Alipay, l’application de paiement d’un milliard de Chinois, est en train d’être démantelée par le gouvernement chinois. Pourquoi le service de paiement extrêmement populaire et rentable d’Alibaba est-il sous les feux de la rampe ?
Un prêt à la consommation sur dix
Le bras de fer est toujours en cours entre le géant technologique Alibaba et le gouvernement chinois. Le régime est déterminé à limiter le pouvoir de son bras financier, Ant Financial, et à prendre davantage le contrôle de la société qui accorde des milliards en prêts à des particuliers et entreprises. Après tout, avec Alipay, Ant Financial – et par extension Alibaba, propriétaire d’AliExpress – possède l’un des plus grands écosystèmes financiers de Chine.
L’application Alipay est l’un des systèmes de paiement les plus utilisés dans le pays, avec plus d’un milliard d’utilisateurs. Comparez-le à PayPal ou Bancontact, mais pour les achats en ligne comme dans des magasins physiques. Cependant, Ant génère pratiquement autant de revenus, et de plus en plus, de l’octroi de prêts. Grâce à Huabei, les Chinois peuvent obtenir une sorte de carte de crédit, et Jiebei est un système populaire pour les prêts à court terme.
Les Chinois qui demandent un prêt à Ant peuvent le faire de manière entièrement numérique et leur solvabilité est évaluée en quelques secondes. L’année dernière, l’entreprise était à l’origine d’un nouveau prêt non garanti sur dix dans le pays, un chiffre qui a surpris ses partisans comme ses détracteurs. Comme Alibaba dispose déjà d’une mine d’informations grâce à ses plateformes de commerce électronique et de divertissement, le risque d’une mainmise est réel. Et, bien sûr, emprunter de l’argent là où vous le dépensez constitue toujours un risque.
Moins de crédit à la consommation, plus de crédit social
Au printemps, le Parti communiste chinois avait déjà décidé d’accroître le contrôle sur Ant Financial en désignant des entreprises publiques et des banques d’État comme actionnaires de contrôle. Une amende colossale de 2,8 milliards de dollars a également été infligée. Auparavant, le Parti avait déjà fait échouer l’introduction en bourse prévue d’Ant aux États-Unis à la suite de déclarations critiques du fondateur d’Alibaba, Jack Ma. Ces derniers mois, le président Xi Jinping s’est montré déterminé à juguler le pouvoir des grands acteurs technologiques du pays.
Cependant, l’intérêt pour Alipay va encore plus loin : le système de crédit en particulier intéresse le gouvernement chinois, vu qu’il travaille lui-même sur un système de crédit social. Le parti veut récompenser les gens pour leur bon comportement et les punir lorsqu’ils font quelque chose de mal en utilisant un système de points. Vous brûlez un feu rouge ou dites du mal du gouvernement ? Votre score de crédit va alors diminuer. Citons parmi les sanctions possibles une interdiction de voyager et, bien sûr, le refus de prêts.

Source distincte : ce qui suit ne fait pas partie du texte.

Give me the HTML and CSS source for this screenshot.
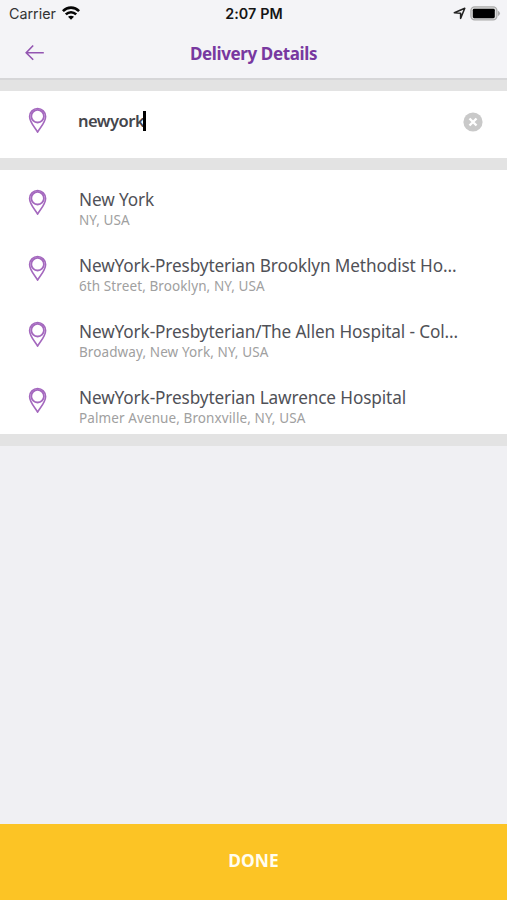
FILE: index.html
```html
<!DOCTYPE html>
<html lang="en">
<head>
<meta charset="utf-8">
<title>Delivery Details</title>
<link rel="stylesheet" href="styles.css">
</head>
<body>
<svg width="0" height="0" class="defs" aria-hidden="true">
  <symbol id="pin" viewBox="0 0 20 28"><g fill="none" stroke="#a468be" stroke-width="1.6" stroke-linejoin="round"><path d="M9.6 25.2C7.6 21.2 1.6 15.6 1.6 9.5a8 8 0 0 1 16 0C17.6 15.6 11.6 21.2 9.6 25.2Z"/><circle cx="9.6" cy="9.2" r="6.3" stroke-width="1.8"/></g></symbol>
</svg>
<header class="top">
  <div class="status">
    <div class="carrier"><span>Carrier</span>
      <svg class="wifi" width="18" height="14" viewBox="0 0 18 14"><g fill="none" stroke="#050505" stroke-width="2.6"><path d="M.9 5.1C5.5.4 12.5.4 17.1 5.1"/><path d="M3.8 8.4c3-2.9 7.4-2.9 10.4 0"/></g><path d="M9 13.7 6 10.8c1.7-1.5 4.3-1.5 6 0Z" fill="#050505"/></svg>
    </div>
    <div class="clock">2:07 PM</div>
    <div class="indicators">
      <svg width="13" height="13" viewBox="0 0 13 13"><path d="M11.8 1.2 7.6 11.4V6.2L1.3 5.7Z" fill="none" stroke="#222" stroke-width="1.5" stroke-linejoin="round"/></svg>
      <svg width="31" height="15" viewBox="0 0 31 15"><rect x=".9" y=".9" width="26" height="13" rx="3.8" fill="#ddd" stroke="#aaa" stroke-width="1.3"/><rect x="2.8" y="2.8" width="22" height="9.4" rx="1.4" fill="#000"/><path d="M28 4.8q4 2.7 0 5.4Z" fill="#aaa"/></svg>
    </div>
  </div>
  <div class="nav">
    <svg class="back" width="20" height="18" viewBox="0 0 20 18"><path d="M18.8 8.8H1.5M8.2 1.5 1.2 8.8l7 7" fill="none" stroke="#9355b1" stroke-width="1.6"/></svg>
    <h1 class="title">Delivery Details</h1>
    <span></span>
  </div>
</header>
<div class="band band-top"></div>
<div class="search">
  <svg class="pin"><use href="#pin"/></svg>
  <div class="query"><span>newyork</span><i class="caret"></i></div>
  <svg class="clear" width="20" height="20" viewBox="0 0 20 20"><circle cx="10" cy="10" r="9.6" fill="#c9c9c9"/><path d="m6.5 6.5 7 7m0-7-7 7" stroke="#fff" stroke-width="2.4"/></svg>
</div>
<div class="band"></div>
<ul class="results">
  <li class="row"><svg class="pin"><use href="#pin"/></svg><div class="place"><div class="name">New York</div><div class="address">NY, USA</div></div></li>
  <li class="row"><svg class="pin"><use href="#pin"/></svg><div class="place"><div class="name">NewYork-Presbyterian Brooklyn Methodist Ho...</div><div class="address">6th Street, Brooklyn, NY, USA</div></div></li>
  <li class="row"><svg class="pin"><use href="#pin"/></svg><div class="place"><div class="name">NewYork-Presbyterian/The Allen Hospital - Col...</div><div class="address">Broadway, New York, NY, USA</div></div></li>
  <li class="row"><svg class="pin"><use href="#pin"/></svg><div class="place"><div class="name">NewYork-Presbyterian Lawrence Hospital</div><div class="address">Palmer Avenue, Bronxville, NY, USA</div></div></li>
</ul>
<div class="band"></div>
<main class="space"></main>
<button class="done">DONE</button>
</body>
</html>
```
FILE: styles.css
```css
* { box-sizing: border-box; }
body { margin: 0; height: 900px; display: flex; flex-direction: column; overflow: hidden; background: #f0f0f3; font-family: "Noto Sans", "Open Sans", sans-serif; font-stretch: 87.5%; }
.defs { position: absolute; }
.top { height: 80px; flex: none; background: #f4f4f7; border-bottom: 2px solid #d6d6d8; }
.status { height: 27px; display: grid; grid-template-columns: 1fr auto 1fr; align-items: center; padding: 0 6px 0 9px; font-family: Inter, sans-serif; font-stretch: normal; color: #151515; }
.carrier { display: flex; align-items: center; gap: 6px; font-size: 14.3px; color: #333; }
.wifi { margin-top: -1px; }
.clock { font-size: 14.3px; font-weight: 600; margin-left: -2px; letter-spacing: 0.1px; }
.indicators { display: flex; justify-content: flex-end; align-items: center; gap: 4px; }
.nav { display: grid; grid-template-columns: 44px 1fr 44px; height: 52px; align-items: center; }
.back { margin-left: 25px; }
.title { margin: 0; padding-top: 2px; text-align: center; font-size: 17px; font-weight: 700; letter-spacing: -0.37px; color: #7838a0; line-height: 24px; }
.band { height: 12px; flex: none; background: #e3e3e3; }
.band-top { height: 11px; }
.search { height: 67px; flex: none; background: #fff; display: flex; align-items: flex-start; padding: 16px 24px 0 28px; }
.pin { width: 20px; height: 28px; flex: none; }
.query { display: flex; flex: 1; margin-left: 30px; height: 28px; align-items: center; font-size: 16.5px; font-weight: 600; letter-spacing: -0.5px; color: #45464c; line-height: 24px; }
.caret { width: 3px; height: 20px; margin-left: -1px; background: #000; }
.clear { margin-top: 5px; }
.results { list-style: none; margin: 0; padding: 0; height: 264px; flex: none; background: #fff; }
.row { height: 66px; display: flex; padding: 19px 28px 0; }
.place { margin-left: 31px; white-space: nowrap; }
.name { font-size: 17.2px; letter-spacing: -0.12px; line-height: 22px; color: #505157; }
.address { font-size: 13.5px; letter-spacing: 0.1px; line-height: 18px; color: #a0a0a0; }
.space { flex: 1; }
.done { height: 76px; flex: none; border: 0; background: #fcc425; color: #fffdf0; font: 700 17.4px/24px "Noto Sans", sans-serif; font-stretch: 87.5%; padding: 0 0 5px; }
```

Il n’est donc pas surprenant qu’Ant doive désormais remettre les données des utilisateurs sur lesquelles se fondent ses décisions de crédit à une nouvelle société d’évaluation du crédit distincte, qui serait en partie détenue par l’État. Selon le Financial Times, l’application Alipay serait désormais également touchée. Le gouvernement exige que Huabei et Jiebei deviennent deux applications autonomes, distinctes de la plateforme de paiement Alipay.
En raison de l’intégration facile des deux systèmes, il n’est pas rare que les Chinois ouvrent rapidement un microcrédit lorsqu’ils veulent acheter quelque chose et le remboursent ensuite tout aussi rapidement. Ant pratique délibérément des taux d’intérêt bas, mais de cette façon, l’argent reste en circulation constante. Le but est peut-être d’y mettre un frein à l’avenir.